LNG Canada, the Shell-led joint venture building the liquefied natural gas project in Kitimat, British Columbia, so far invested over C$937 million ($702.6 million) in contracts and subcontracts with First Nations enterprises and other businesses across Canada.
This includes C$175 million to local First Nations businesses and, with the addition of contracts awarded to local Kitimat area businesses, including First Nations businesses, that total increases to C$330 million and C$530 million with the addition of BC businesses outside the local area.
The economic benefits of the project extend far beyond British Columbia, with nearly C$400 million in contracts and subcontracts approved for businesses across Canada. As the project progresses, more contracts will be awarded to benefit Canadian communities.
“What these contracts and subcontracts represent, is tremendous opportunity for individuals to find employment on the LNG Canada project through our contractors and subcontractors,” says Susannah Pierce, LNG Canada’s director external relations.
During the month of October 2018, the first month in the construction phase of the project, 249 workers from the local area, including First Nations, were employed by LNG Canada or one of its contractors.

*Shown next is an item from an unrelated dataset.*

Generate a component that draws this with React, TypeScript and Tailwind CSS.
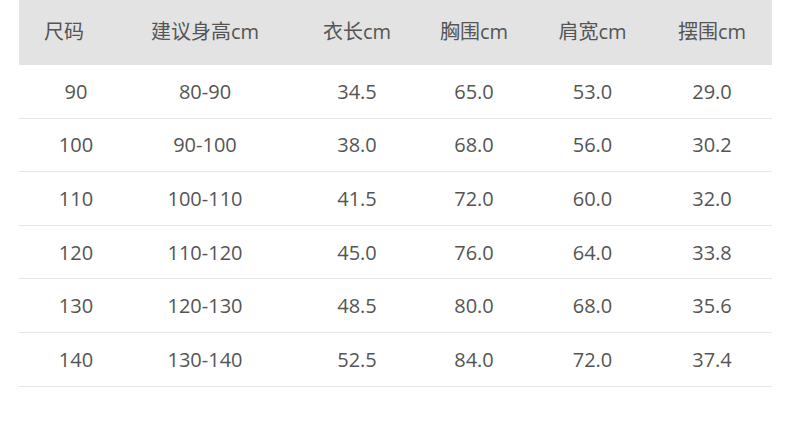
const headers = ["尺码", "建议身高cm", "衣长cm", "胸围cm", "肩宽cm", "摆围cm"]

const rows = [
    ["90", "80-90", "34.5", "65.0", "53.0", "29.0"],
    ["100", "90-100", "38.0", "68.0", "56.0", "30.2"],
    ["110", "100-110", "41.5", "72.0", "60.0", "32.0"],
    ["120", "110-120", "45.0", "76.0", "64.0", "33.8"],
    ["130", "120-130", "48.5", "80.0", "68.0", "35.6"],
    ["140", "130-140", "52.5", "84.0", "72.0", "37.4"],
]

// column widths chosen so cell centres line up with the reference
const cols = "grid grid-cols-[121px_141px_134px_118px_119px_120px]"
const cellPad = ["pr-[7px]", "pr-[11px]", "pl-[18px]", "", "", ""]

export default function App() {
    return (
        <div
            className="w-[790px] h-[431px] bg-white text-[#555555] text-[20px]"
            style={{ fontFamily: '"Open Sans", "Noto Sans CJK SC", sans-serif' }}
        >
            <div className="ml-[19px] w-[753px]">
                {/* Header */}
                <div className={`${cols} h-[65px] bg-[#e3e3e3] items-center`}>
                    {headers.map((h, i) => (
                        <div
                            key={h}
                            className={`text-center pb-[1px] ${i === 0 ? "pr-[31px]" : cellPad[i]}`}
                        >
                            {h}
                        </div>
                    ))}
                </div>

                {/* Body */}
                {rows.map((row) => (
                    <div key={row[0]} className={`${cols} h-[53.6px] border-b border-[#e6e6e6] items-center`}>
                        {row.map((cell, i) => (
                            <div key={i} className={`text-center pt-[1px] ${cellPad[i]}`}>
                                {cell}
                            </div>
                        ))}
                    </div>
                ))}
            </div>
        </div>
    )
}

By the end of construction, LNG Canada and the Coastal GasLink pipeline project that is needed to transport natural gas from northeastern B.C. to the LNG export facility near Kitimat, expect to employ approximately 10,000 Canadian workers.
Coastal GasLink earlier said that $620 million worth of contracts to First Nations, with an additional $400 million to be awarded during the remainder of construction.
The project includes the construction of two liquefaction trains totaling 14 million tonnes per annum (mtpa), with the potential to expand to four trains in the future.
Besides Shell, LNG Canada JV partners include Malaysia’s Petronas, PetroChina, Japan’s Mitsubishi Corporation and Kogas of South Korea.